• **Brief**: Pick out each line of the records that includes the string "components", and copy it.

• **Data provided**:
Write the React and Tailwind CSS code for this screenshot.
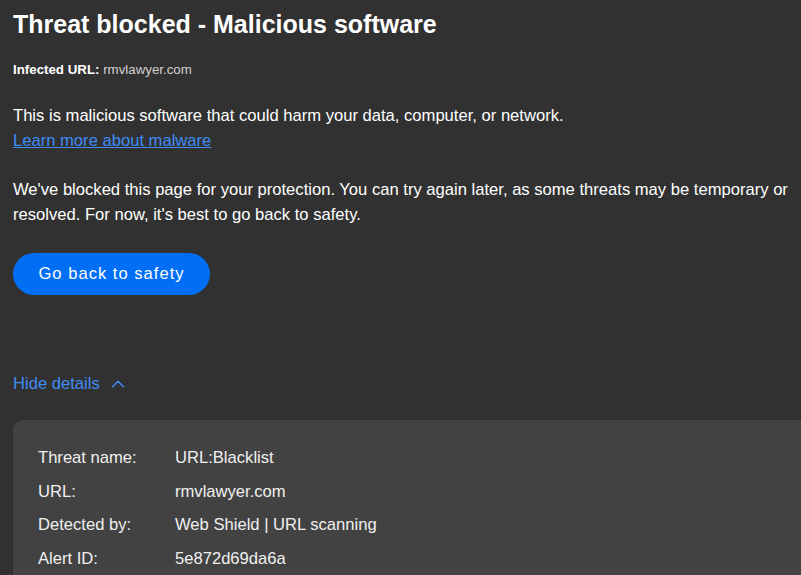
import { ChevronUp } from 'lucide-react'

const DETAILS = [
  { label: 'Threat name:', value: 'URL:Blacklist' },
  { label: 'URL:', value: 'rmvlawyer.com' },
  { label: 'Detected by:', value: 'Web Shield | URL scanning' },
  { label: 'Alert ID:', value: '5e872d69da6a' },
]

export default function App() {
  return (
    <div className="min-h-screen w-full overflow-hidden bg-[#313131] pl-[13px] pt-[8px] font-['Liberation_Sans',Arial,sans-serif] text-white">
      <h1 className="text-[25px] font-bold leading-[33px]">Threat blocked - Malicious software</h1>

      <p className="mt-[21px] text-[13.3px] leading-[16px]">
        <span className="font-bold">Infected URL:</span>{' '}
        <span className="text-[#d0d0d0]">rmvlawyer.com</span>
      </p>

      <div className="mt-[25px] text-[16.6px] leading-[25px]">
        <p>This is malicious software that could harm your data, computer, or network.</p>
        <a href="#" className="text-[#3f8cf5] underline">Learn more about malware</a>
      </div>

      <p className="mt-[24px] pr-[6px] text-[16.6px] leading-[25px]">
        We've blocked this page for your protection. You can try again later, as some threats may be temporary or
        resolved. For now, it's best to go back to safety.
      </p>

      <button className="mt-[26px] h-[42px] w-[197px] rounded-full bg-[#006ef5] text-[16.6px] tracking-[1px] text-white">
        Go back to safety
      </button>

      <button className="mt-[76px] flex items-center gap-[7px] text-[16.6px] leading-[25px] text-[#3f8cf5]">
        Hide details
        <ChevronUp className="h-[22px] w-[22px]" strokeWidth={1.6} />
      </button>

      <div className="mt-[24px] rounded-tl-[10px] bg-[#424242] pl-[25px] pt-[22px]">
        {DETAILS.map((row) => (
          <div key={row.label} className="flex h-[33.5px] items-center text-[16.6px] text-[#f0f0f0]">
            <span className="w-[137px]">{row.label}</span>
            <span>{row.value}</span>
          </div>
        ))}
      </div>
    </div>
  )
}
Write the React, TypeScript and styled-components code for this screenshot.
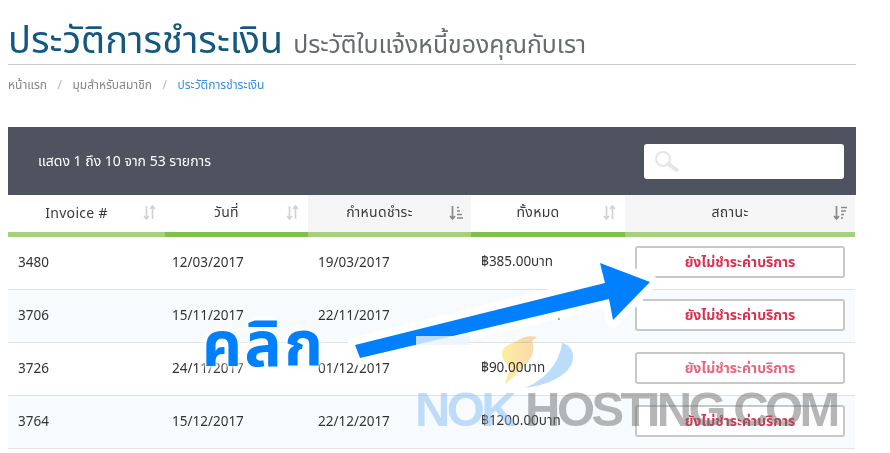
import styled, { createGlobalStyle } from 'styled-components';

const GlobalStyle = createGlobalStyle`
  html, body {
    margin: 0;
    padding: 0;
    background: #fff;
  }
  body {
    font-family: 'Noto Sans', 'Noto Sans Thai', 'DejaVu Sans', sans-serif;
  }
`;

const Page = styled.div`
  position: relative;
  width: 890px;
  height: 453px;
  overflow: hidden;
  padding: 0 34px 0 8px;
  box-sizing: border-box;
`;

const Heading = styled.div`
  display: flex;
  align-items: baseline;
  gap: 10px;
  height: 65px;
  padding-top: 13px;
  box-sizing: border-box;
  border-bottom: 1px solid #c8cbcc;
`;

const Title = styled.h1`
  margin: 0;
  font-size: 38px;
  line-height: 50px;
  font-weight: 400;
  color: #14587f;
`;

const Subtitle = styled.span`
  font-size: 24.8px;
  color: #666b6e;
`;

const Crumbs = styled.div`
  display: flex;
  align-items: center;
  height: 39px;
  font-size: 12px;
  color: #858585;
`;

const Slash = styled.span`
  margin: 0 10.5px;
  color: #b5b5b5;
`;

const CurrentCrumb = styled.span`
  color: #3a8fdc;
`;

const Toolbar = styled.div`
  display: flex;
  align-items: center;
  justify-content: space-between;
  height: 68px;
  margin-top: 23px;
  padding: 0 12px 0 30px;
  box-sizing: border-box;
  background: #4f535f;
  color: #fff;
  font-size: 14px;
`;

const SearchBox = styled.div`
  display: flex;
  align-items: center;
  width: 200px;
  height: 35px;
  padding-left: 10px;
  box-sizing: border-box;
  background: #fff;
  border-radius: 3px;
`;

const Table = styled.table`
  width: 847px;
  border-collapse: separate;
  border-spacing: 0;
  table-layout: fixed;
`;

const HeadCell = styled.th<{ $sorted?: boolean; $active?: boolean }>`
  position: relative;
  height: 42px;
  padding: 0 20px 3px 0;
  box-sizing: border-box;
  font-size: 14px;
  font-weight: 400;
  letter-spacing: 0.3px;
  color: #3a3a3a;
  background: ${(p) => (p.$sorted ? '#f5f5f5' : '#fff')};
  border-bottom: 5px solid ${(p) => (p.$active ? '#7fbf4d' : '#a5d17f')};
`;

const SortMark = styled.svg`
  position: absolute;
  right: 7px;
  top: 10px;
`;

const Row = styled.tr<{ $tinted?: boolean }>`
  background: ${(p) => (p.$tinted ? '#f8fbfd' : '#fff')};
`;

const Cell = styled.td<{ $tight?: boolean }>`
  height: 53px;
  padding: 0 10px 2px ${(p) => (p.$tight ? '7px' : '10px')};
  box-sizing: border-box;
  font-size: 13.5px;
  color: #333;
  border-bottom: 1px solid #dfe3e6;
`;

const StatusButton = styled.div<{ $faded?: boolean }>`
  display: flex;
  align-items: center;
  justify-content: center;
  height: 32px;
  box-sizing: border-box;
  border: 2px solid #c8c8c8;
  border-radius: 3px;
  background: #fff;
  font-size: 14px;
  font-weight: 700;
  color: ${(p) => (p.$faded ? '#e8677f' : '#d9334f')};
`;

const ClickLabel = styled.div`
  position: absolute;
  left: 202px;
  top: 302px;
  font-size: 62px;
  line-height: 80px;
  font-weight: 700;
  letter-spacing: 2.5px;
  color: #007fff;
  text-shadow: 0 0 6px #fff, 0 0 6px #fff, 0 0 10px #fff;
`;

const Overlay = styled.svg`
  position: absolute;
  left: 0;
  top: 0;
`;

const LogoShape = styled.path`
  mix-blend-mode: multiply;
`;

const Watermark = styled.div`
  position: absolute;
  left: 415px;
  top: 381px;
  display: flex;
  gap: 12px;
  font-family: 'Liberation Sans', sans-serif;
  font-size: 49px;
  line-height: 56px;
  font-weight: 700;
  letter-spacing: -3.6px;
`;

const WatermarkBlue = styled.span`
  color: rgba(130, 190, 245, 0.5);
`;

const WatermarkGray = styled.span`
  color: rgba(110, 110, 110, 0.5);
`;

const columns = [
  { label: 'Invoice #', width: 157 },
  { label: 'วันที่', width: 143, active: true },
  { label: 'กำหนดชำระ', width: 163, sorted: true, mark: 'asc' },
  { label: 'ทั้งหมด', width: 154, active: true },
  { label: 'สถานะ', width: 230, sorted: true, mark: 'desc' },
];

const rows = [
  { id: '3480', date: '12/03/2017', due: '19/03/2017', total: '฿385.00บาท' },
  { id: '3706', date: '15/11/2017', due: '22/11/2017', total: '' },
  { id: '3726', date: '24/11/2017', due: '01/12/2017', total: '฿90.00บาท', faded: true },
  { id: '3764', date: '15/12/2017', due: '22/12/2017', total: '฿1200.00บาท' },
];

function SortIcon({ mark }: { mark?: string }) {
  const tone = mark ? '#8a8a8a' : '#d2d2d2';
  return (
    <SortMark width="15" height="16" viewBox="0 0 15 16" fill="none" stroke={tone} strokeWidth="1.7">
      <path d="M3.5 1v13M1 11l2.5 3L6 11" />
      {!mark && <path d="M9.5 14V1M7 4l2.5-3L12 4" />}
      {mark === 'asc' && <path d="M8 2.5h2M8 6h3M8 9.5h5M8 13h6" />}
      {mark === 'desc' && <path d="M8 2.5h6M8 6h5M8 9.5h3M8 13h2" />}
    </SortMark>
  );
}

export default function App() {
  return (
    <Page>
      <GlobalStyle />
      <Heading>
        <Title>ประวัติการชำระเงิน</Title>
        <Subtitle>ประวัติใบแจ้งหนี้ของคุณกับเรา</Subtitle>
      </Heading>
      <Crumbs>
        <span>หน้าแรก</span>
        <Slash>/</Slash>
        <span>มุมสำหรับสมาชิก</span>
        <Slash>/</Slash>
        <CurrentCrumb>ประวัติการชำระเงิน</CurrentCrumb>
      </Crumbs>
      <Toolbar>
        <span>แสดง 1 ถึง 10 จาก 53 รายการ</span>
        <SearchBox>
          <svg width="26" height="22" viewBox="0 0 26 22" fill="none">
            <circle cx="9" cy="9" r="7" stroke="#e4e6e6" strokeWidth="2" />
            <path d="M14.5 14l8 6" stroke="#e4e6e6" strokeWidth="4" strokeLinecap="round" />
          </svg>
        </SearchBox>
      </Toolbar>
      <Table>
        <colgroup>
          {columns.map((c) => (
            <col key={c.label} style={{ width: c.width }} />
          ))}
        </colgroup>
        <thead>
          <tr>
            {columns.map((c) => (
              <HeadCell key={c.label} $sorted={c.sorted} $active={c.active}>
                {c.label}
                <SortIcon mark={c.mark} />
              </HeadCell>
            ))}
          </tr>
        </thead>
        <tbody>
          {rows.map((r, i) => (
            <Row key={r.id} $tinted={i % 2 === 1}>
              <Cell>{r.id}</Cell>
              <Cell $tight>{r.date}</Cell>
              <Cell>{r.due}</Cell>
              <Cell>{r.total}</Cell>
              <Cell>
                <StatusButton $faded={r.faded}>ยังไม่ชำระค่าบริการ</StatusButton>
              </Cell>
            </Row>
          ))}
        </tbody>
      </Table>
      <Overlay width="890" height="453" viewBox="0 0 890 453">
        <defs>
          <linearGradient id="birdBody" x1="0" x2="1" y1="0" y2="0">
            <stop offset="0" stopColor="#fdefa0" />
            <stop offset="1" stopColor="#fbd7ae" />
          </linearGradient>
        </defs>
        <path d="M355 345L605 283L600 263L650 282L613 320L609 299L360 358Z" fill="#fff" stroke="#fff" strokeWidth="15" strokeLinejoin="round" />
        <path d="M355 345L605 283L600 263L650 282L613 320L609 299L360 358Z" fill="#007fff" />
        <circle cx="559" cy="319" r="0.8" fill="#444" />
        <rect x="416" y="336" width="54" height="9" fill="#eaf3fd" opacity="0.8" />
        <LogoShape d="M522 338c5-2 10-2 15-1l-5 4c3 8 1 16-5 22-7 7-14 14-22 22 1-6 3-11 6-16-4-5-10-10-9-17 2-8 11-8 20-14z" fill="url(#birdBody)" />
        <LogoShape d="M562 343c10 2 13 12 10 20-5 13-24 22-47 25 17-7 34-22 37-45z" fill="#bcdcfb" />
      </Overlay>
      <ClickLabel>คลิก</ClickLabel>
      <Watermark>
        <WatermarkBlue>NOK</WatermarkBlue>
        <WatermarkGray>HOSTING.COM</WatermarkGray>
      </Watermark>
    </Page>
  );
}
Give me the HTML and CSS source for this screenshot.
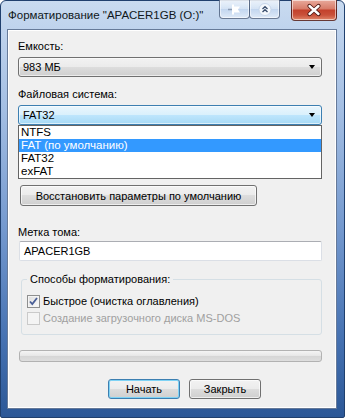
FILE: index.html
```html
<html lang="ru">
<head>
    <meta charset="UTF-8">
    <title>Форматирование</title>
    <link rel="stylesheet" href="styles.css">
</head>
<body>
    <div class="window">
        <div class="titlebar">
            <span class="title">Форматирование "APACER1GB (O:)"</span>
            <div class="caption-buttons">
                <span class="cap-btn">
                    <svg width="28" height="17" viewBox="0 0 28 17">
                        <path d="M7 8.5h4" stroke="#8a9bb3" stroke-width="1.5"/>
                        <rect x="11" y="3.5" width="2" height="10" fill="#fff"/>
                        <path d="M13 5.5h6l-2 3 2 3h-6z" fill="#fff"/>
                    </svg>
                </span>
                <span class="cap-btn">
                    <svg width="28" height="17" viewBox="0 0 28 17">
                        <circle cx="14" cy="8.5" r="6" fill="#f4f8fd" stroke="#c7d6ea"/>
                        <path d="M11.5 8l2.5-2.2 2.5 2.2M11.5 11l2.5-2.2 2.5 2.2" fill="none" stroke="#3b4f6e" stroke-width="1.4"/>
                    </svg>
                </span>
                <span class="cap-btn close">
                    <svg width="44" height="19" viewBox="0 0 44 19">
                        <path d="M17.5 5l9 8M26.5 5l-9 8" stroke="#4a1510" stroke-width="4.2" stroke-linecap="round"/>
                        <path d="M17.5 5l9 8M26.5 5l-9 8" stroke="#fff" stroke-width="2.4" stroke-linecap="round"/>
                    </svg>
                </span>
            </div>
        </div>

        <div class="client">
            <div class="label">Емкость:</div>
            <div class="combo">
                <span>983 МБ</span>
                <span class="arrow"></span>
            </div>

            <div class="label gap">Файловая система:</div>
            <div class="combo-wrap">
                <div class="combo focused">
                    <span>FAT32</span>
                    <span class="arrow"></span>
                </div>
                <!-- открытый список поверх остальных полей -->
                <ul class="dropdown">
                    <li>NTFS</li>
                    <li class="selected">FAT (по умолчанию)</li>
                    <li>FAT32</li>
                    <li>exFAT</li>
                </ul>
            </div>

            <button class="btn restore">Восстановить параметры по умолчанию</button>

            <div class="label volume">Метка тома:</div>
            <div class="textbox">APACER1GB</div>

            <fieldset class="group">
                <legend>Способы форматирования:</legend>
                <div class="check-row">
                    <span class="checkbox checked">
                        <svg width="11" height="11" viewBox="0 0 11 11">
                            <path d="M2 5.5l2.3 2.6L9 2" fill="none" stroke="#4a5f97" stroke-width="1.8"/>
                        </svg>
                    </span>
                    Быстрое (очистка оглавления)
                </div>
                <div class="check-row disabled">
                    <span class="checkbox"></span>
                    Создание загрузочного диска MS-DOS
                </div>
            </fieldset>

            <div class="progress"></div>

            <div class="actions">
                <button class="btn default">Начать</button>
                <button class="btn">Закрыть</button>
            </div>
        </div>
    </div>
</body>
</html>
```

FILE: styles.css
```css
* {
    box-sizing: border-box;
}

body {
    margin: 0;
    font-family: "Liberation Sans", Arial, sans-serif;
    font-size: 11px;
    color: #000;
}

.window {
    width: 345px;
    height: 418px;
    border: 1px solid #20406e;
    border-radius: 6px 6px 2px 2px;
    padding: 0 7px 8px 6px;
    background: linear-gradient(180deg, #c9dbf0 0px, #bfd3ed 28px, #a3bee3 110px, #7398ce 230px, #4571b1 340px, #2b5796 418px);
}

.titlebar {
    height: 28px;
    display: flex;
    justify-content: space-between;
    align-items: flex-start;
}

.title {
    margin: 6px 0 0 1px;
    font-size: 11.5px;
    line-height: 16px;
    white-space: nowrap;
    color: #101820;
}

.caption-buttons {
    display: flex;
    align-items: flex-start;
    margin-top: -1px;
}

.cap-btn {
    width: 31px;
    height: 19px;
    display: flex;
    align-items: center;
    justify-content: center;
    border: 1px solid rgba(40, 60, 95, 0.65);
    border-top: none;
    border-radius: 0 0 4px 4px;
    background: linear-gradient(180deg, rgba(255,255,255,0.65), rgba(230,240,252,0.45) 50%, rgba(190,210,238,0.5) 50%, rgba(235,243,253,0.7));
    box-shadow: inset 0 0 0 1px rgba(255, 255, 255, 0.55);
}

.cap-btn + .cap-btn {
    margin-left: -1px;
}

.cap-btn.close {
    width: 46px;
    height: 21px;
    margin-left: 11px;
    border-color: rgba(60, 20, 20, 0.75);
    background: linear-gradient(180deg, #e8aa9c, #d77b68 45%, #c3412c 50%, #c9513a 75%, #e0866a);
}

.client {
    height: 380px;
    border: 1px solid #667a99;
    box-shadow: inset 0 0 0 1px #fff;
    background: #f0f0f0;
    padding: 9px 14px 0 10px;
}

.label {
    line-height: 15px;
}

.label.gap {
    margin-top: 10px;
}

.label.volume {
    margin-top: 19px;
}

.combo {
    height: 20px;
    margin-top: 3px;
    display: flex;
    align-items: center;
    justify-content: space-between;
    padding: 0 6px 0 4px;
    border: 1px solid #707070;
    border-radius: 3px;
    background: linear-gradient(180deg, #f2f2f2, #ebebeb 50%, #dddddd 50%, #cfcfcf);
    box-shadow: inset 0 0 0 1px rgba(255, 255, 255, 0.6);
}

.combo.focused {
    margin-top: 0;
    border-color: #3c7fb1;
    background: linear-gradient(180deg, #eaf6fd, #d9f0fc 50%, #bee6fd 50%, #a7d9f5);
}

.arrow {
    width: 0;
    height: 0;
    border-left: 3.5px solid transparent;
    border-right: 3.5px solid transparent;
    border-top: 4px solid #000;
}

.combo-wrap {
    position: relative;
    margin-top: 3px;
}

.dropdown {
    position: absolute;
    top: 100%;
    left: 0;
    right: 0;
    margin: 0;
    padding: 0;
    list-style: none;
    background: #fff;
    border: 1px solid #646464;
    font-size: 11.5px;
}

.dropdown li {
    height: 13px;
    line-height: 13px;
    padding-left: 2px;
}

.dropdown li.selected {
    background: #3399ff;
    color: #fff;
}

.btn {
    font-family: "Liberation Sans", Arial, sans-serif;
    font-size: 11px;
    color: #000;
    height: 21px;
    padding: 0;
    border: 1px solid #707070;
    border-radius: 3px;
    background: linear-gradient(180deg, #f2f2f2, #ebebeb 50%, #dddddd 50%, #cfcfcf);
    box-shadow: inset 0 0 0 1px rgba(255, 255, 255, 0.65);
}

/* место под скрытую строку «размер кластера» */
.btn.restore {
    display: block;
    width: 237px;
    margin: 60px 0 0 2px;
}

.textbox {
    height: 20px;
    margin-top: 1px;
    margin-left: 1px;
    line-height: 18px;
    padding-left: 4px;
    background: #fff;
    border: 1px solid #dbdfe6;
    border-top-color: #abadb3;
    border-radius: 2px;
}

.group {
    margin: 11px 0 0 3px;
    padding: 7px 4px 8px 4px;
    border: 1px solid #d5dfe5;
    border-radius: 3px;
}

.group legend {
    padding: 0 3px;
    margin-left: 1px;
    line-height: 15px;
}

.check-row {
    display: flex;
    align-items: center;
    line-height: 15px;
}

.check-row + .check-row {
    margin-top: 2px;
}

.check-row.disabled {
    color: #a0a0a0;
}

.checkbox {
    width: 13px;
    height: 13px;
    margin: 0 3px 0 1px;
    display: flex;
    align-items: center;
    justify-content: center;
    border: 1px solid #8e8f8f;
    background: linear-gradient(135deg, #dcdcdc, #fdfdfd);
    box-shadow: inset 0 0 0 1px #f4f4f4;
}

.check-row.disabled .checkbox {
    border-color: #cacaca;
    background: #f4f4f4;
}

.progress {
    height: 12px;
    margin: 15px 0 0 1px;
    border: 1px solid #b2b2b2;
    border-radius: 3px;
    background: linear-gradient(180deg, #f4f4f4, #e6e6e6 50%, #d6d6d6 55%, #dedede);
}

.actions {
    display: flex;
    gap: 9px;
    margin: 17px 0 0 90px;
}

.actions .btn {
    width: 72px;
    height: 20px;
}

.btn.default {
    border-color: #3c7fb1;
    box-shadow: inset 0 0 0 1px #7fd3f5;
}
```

• **Result of this task**:
Write the React, TypeScript and styled-components code for this screenshot.
import styled, { createGlobalStyle } from 'styled-components';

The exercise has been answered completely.